Of course, there are subplots complicating the central thorn of a Mexican drug cartel. (Fun fact: When any of the thugs speak Spanish in front of the “experienced” big-city policemen, they not only can’t understand a word but at one point think the thugs are speaking French.) Jimmy’s suspension comes at a particularly bad time, because the down payments are due on his daughter’s big wedding and he doesn’t want to be humiliated by letting his ex-wife’s wealthy new squeeze (a very cleaned-up and almost unrecognizable Jason Lee) pay. Paul could care less about his forced vacation, because he’s too preoccupied trying to catch his wife (Rashida Jones) cheating. Both find possible solutions in, respectively, a rare baseball card and a nanny-cam. Both do little but jumble the story in distracting and rarely entertaining ways.

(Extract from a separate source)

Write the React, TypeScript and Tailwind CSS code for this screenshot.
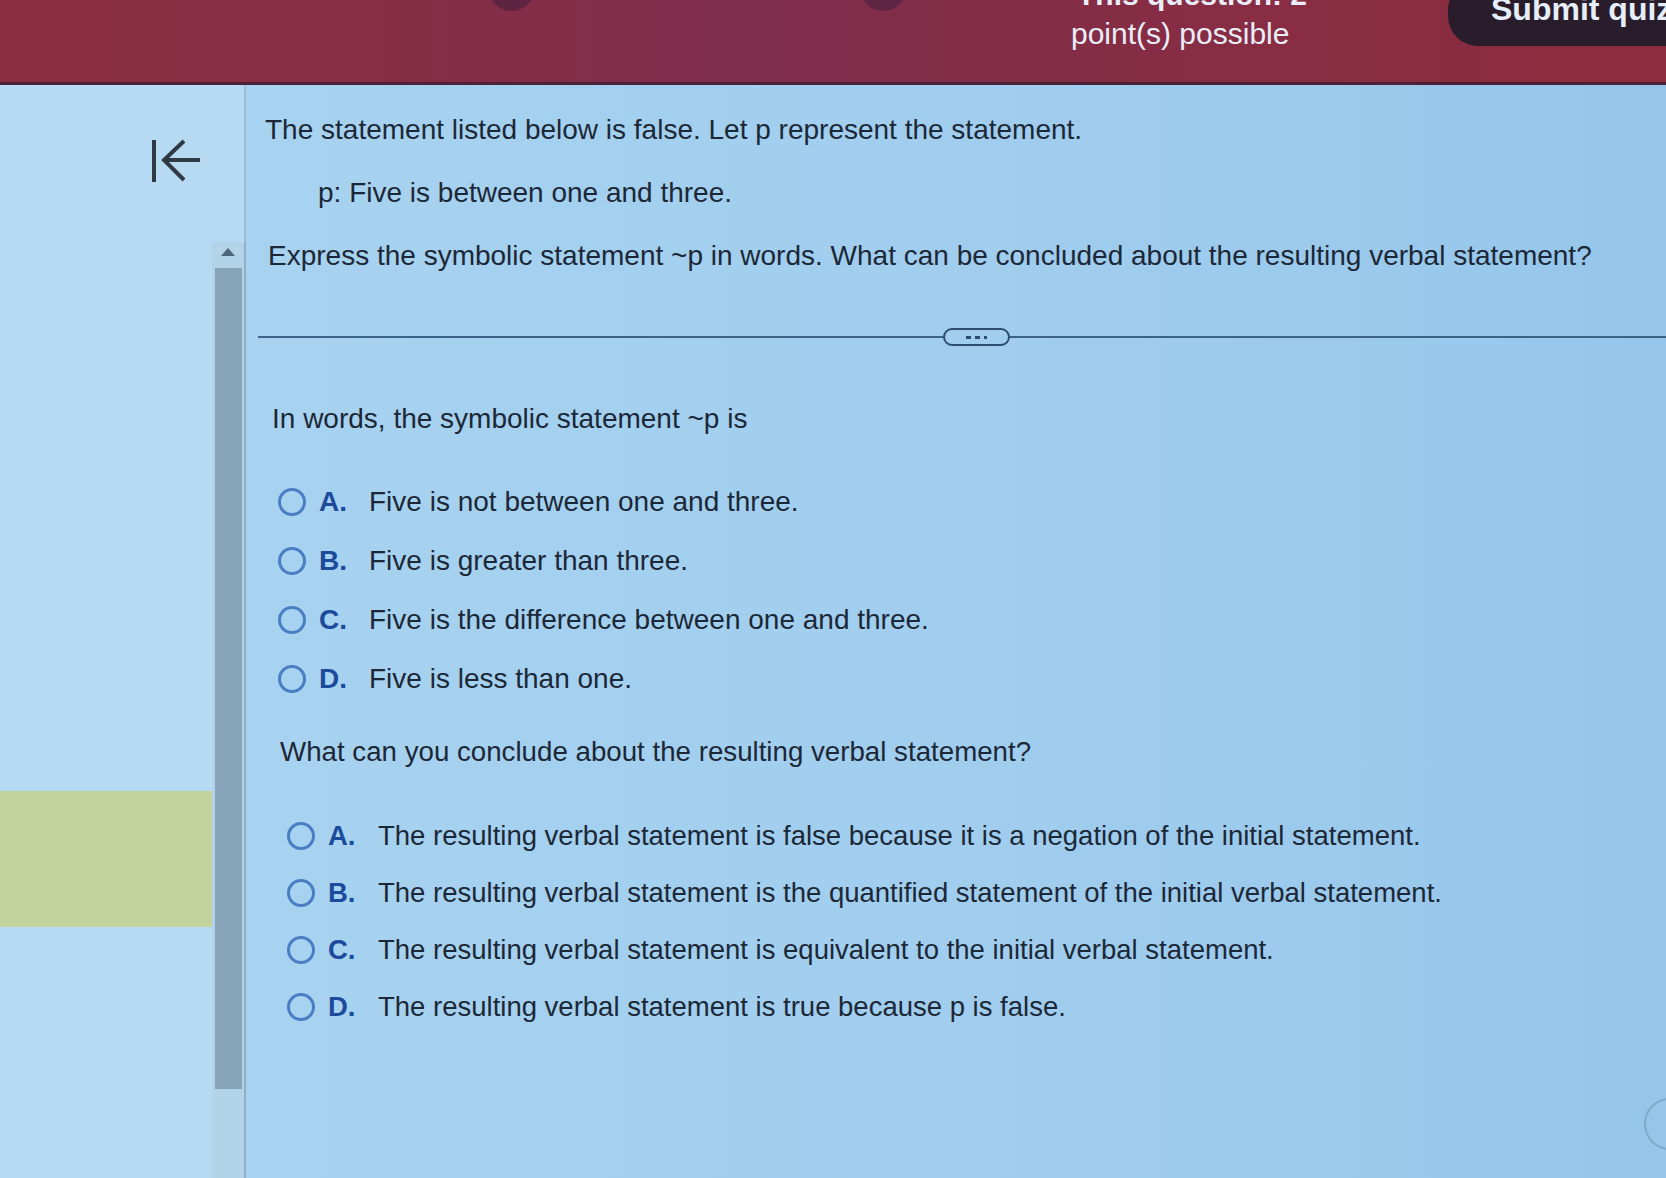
import { ReactNode } from 'react'

const font = { fontFamily: '"Liberation Sans", Arial, sans-serif' }

type Choice = { letter: string; text: string }

const wordChoices: Choice[] = [
  { letter: 'A.', text: 'Five is not between one and three.' },
  { letter: 'B.', text: 'Five is greater than three.' },
  { letter: 'C.', text: 'Five is the difference between one and three.' },
  { letter: 'D.', text: 'Five is less than one.' },
]

const conclusionChoices: Choice[] = [
  { letter: 'A.', text: 'The resulting verbal statement is false because it is a negation of the initial statement.' },
  { letter: 'B.', text: 'The resulting verbal statement is the quantified statement of the initial verbal statement.' },
  { letter: 'C.', text: 'The resulting verbal statement is equivalent to the initial verbal statement.' },
  { letter: 'D.', text: 'The resulting verbal statement is true because p is false.' },
]

export default function App() {
  return (
    <div style={font} className="relative flex h-[1178px] w-[1666px] flex-col overflow-hidden bg-[#a2cfee] text-[#1c2837]">
      <Header />

      <div className="flex flex-1">
        {/* left rail */}
        <aside className="flex w-[212px] flex-col bg-[#b5daf1]">
          <div className="mt-[53px] flex justify-end pr-[10px]">
            <BackIcon />
          </div>
          <div className="mt-[607px] h-[136px] w-[212px] bg-[#c3d29c]" />
        </aside>

        {/* scrollbar column */}
        <div className="flex w-[34px] flex-col">
          <div className="h-[157px] border-r-2 border-[#9fbdd2] bg-[#b5daf1]" />
          <div className="flex flex-1 flex-col items-center border-r-2 border-[#8fb1c8] bg-[#b3d3e8]">
            <div className="mt-[6px] h-0 w-0 border-x-[7px] border-b-[8px] border-x-transparent border-b-[#4d6578]" />
            <div className="mt-[12px] h-[821px] w-[27px] bg-[#86a3b8]" />
          </div>
        </div>

        <Main />
      </div>

      {/* help bubble peeking in at the bottom right */}
      <div className="absolute right-[-30px] top-[1098px] h-[52px] w-[52px] rounded-full border-2 border-[#7fa9c9]" />
    </div>
  )
}

function Header() {
  return (
    <header className="relative h-[85px] shrink-0 overflow-hidden border-b-[3px] border-[#4c2036] bg-[linear-gradient(90deg,#8b2d41_0%,#862d46_25%,#7f2e4d_45%,#852d46_65%,#8d2c3e_100%)]">
      <div className="absolute left-[488px] top-[-36px] h-[47px] w-[47px] rounded-full bg-[#5e2442]" />
      <div className="absolute left-[860px] top-[-36px] h-[47px] w-[47px] rounded-full bg-[#602542]" />

      <div className="absolute left-[1077px] top-[-20px] text-[30px] font-bold leading-[30px] text-[#e8eef8]">
        This question: 2
      </div>
      <div className="absolute left-[1071px] top-[16px] text-[30px] leading-[36px] text-[#e8eef8]">
        point(s) possible
      </div>

      <div className="absolute left-[1448px] top-[-20px] h-[66px] w-[260px] rounded-bl-[30px] rounded-tl-[30px] bg-[#2a1d2b] pl-[43px] pt-[13px] text-[32px] font-bold leading-[32px] text-[#e6eef9]">
        Submit quiz
      </div>
    </header>
  )
}

function Main() {
  return (
    <main className="flex flex-1 flex-col bg-[linear-gradient(90deg,#a7d3f0_0%,#a0cdee_55%,#95c6ea_100%)] text-[28px] leading-[32px]">
      <p className="ml-[19px] mt-[29px]">The statement listed below is false. Let p represent the statement.</p>
      <p className="ml-[72px] mt-[31px]">p: Five is between one and three.</p>
      <p className="ml-[22px] mt-[31px]">
        Express the symbolic statement ~p in words. What can be concluded about the resulting verbal statement?
      </p>

      <div className="ml-[12px] mt-[56px] flex items-center">
        <div className="h-[2px] w-[685px] bg-[#3c6385]" />
        <div className="flex h-[18px] w-[67px] items-center justify-center gap-[4px] rounded-full border-2 border-[#2d4c6e]">
          <span className="h-[3px] w-[5px] bg-[#2d4c6e]" />
          <span className="h-[3px] w-[5px] bg-[#2d4c6e]" />
          <span className="h-[3px] w-[3px] bg-[#2d4c6e]" />
        </div>
        <div className="h-[2px] flex-1 bg-[#3c6385]" />
      </div>

      <p className="ml-[26px] mt-[57px]">In words, the symbolic statement ~p is</p>

      <ChoiceList className="ml-[32px] mt-[51px] gap-[27px]" choices={wordChoices} />

      <p className="ml-[34px] mt-[41px] text-[27.7px]">What can you conclude about the resulting verbal statement?</p>

      <ChoiceList className="ml-[41px] mt-[52px] gap-[25px] text-[27.5px]" choices={conclusionChoices} />
    </main>
  )
}

function ChoiceList({ choices, className }: { choices: Choice[]; className: string }) {
  return (
    <div className={`flex flex-col ${className}`}>
      {choices.map((c) => (
        <Row key={c.letter} letter={c.letter}>
          {c.text}
        </Row>
      ))}
    </div>
  )
}

function Row({ letter, children }: { letter: string; children: ReactNode }) {
  return (
    <label className="flex h-[32px] items-center">
      <span className="h-[28px] w-[28px] shrink-0 rounded-full border-[3px] border-[#4a7ec4]" />
      <span className="ml-[13px] w-[50px] shrink-0 font-bold text-[#1d4b9c]">{letter}</span>
      <span>{children}</span>
    </label>
  )
}

function BackIcon() {
  return (
    <svg width="52" height="46" viewBox="0 0 52 46" fill="none" stroke="#303a46" strokeWidth="4" strokeLinecap="butt">
      <line x1="4" y1="2" x2="4" y2="44" />
      <line x1="14" y1="22" x2="50" y2="22" />
      <polyline points="34,3 14,22 34,42" strokeLinejoin="miter" />
    </svg>
  )
}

Seann William Scott plays a small role as childish thief, and the former Stifler at least injects some life into his few scenes and gets more laughs than any of his co-stars do during the rest of the movie. (Kevin Pollack and Adam Brody also appear as fellow policemen, but their characters could have been dispatched by less expensive actors with the same comedic results.) Willis phones it in; the best that can be said about his performance is that he looks a whole lot better with a clean-shaven head than with that awful piece he wore during Surrogates. And Morgan is completely wrong. The pouty, entitled, but usually misinformed schtick that he pulls off so well on Saturday Night Live and 30 Rock fails to translate. Paul isn’t quite a bumbling cop, but he’s not a great one, either, which leaves him an uninteresting question mark. Combine these character fails with a plot whose every turn can be telegraphed, and Smith’s added to his résumé the action equivalent of Jersey Girl.